Of course, as mentioned earlier, it will help you to experiment along the way. Don’t make the mistake of thinking the Developer’s Toolkit is the only tool you need to use. At the same time, don’t make the mistake of ignoring this tool just because it won’t do everything.
Working in exported text code
As mentioned a little earlier, some developers export objects into text files, then use a text editor to manipulate them. Let us take a look at an object that has been exported into text and imported into a text editor.
We will use one of the tables that are part of our ICAN development, the Donor Type table, 50001 as shown in the following screenshot:
The general structure of all exported objects is similar, with differences that you would expect for the different objects. For example, Table objects have no Sections, but Report objects do. You can also see here that this particular table contains no C/AL-coded logic, as those statements would be quoted in the text listing.
You can see by looking at this table object text screenshot that you could easily search for instances of the string Code throughout the text export of the entire system, but it would be more difficult to look for references to the Donor Type form/page, Form50002. And, while you can find the instances of Code with your text editor, it would be quite difficult to differentiate those instances that relate to the Donor Type table from those in any other table. This includes those that have nothing to do with our ICAN system enhancement, as well as those simply defined in an object as Global Variables. However, the Developer’s Toolkit can make that differentiation.

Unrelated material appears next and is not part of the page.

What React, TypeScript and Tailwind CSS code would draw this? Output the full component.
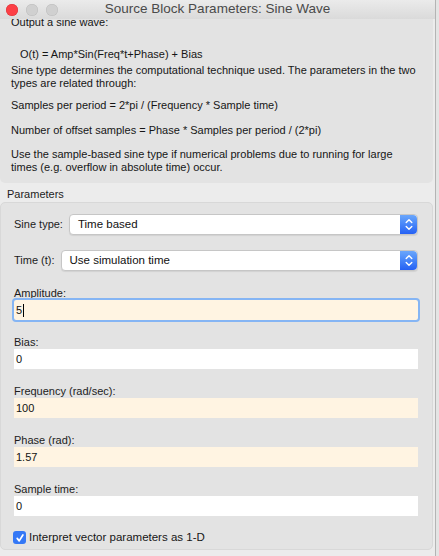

If you were determined to use a text editor to find all instances of “Donor Type”.Code, you could do the following:
Rename the field in question to something unique. C/SIDE will rename all the references to this field. Then export all the sources to text followed by using your text editor (or even Microsoft Word) to find the unique name. You must either remember to return the field in the database to the original name or you must be working in a temporary “work copy” of the database, which you will shortly discard. Otherwise, you will have quite a mess.
One task that needs to be done occasionally is to renumber an object or to change a reference inside an object that refers to a no longer existing element. The C/SIDE editor may not let you do that easily, or in some cases, not at all. In such a case, the best answer is to export the object into text, make the change there and then import it back in as modified. Be careful though. When you import a text object, C/SIDE does not check to see if you are overwriting another instance of that object number. C/SIDE makes that check when you import a fob (that is a compiled object) and warns you. If you must do renumbering, you should check the NAV forums on the Internet for the renumbering tools that are available there.
Theoretically, you could write all of your C/AL code with a text editor and then import the result. Given the difficulty of such a task and the usefulness of the tools embedded in C/SIDE, such an approach would be foolish. However, there are occasions when it is very helpful to simply view an object “flattened out” in text format. In a report where you may have overlapping logic in multiple data items and in several control triggers as well, the only way to see all the logic at once is in text format.
You can use any text editor you like, Notepad or Word or one of the visual programming editors; the exported object is just text. You need to cope with the fact that when you export a large number of objects in one pass, they all end up in the same text file. That makes the exported file relatively difficult to use. The solution is to split that file into individual text files, named logically, one for each NAV object. There are several freeware tools to do just that, available from the NAV forums on the Internet.